Mais qu’est-ce que l’État de droit que la situation antérieure ci-dessus explicitée appelle ? Si j’osais proposer ma modeste contribution pour répondre à cette question, je dirais que l’État de droit n’est jamais donné une bonne fois pour toute, qu’il est un chantier permanent. En ce sens, il peut être perçu comme une vision à long terme. Or, de chantier de cette envergure, je n’en connais pas qui ne soient assortis d’exigences nombreuses. Entre autres les suivantes en ce qui concerne le Congo d’aujourd’hui.

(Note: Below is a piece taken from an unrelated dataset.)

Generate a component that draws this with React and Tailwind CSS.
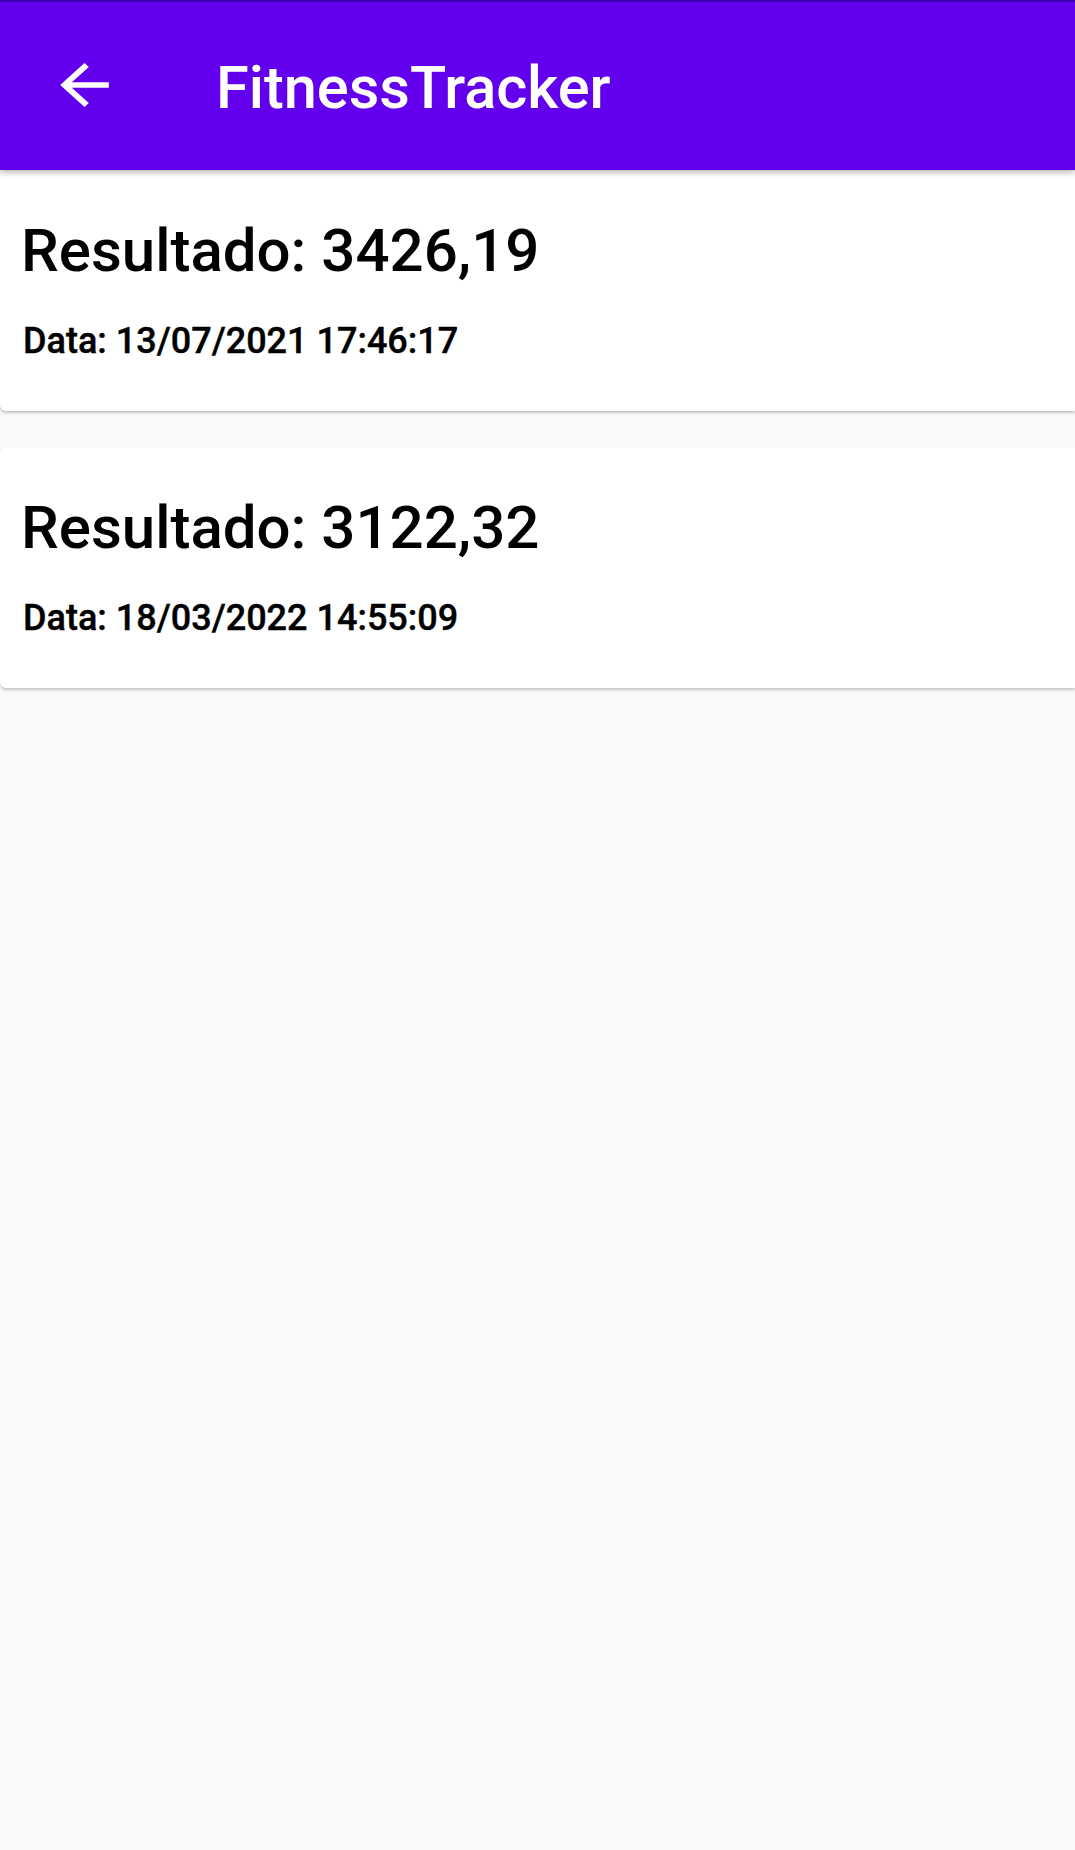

  • Exigence de vigilance politique continue. En régime d’État de droit, le citoyen éclairé a le droit et le devoir de veiller sur la gestion de la chose publique. C’est dire si ânonner des slogans du type FATSHI-BÉTON ne suffira pas à la tâche. Ce n’est pas avec de la complaisance, mais avec de l’intransigeance que se construit et se consolide un État de droit.
  • Exigence juridique. Le droit est l’outil par excellence d’un État de droit. Encore faut-il l’ajuster en temps et lieu non pas pour pérenniser un régime politique au pouvoir, mais dans l’unique but de servir le haut intérêt de la nation. C’est dire toute l’importance du débat contradictoire pour éclairer aussi bien l’opinion que les élus sur les enjeux véritables, éclairage qui devrait nourrir les techniciens du droit au moment de le réaménager. C’est dire également combien il importe de dire le droit dans les langues nationales congolaises puisque, du haut de sa technicité, le droit qui ne parle pas au citoyen ici et maintenant ressemble au bruit du vent dans le feuillage.
  • Exigence praxique. L’État de droit dessine le cadre de référence des pratiques étatiques. L’État sera vraiment de droit dans la mesure où ce cadre répond des vertus données en normes d’action pour tous. Ainsi est-il du critère de la méritocratie dans le choix des acteurs du service public, du strict respect de la loi par ces acteurs, de la justice sociale dans la redistribution de la richesse nationale, etc.

Janvier 2021. La RD Congo se prépare-t-elle à entrer dans l’État de droit ?

Lomomba Emongo

Il est écrivain-philosophe, et vit actuellement à Montréal au Canada où il enseigne les sciences sociales et les spiritualités négro-africaines à l’Université de Montréal.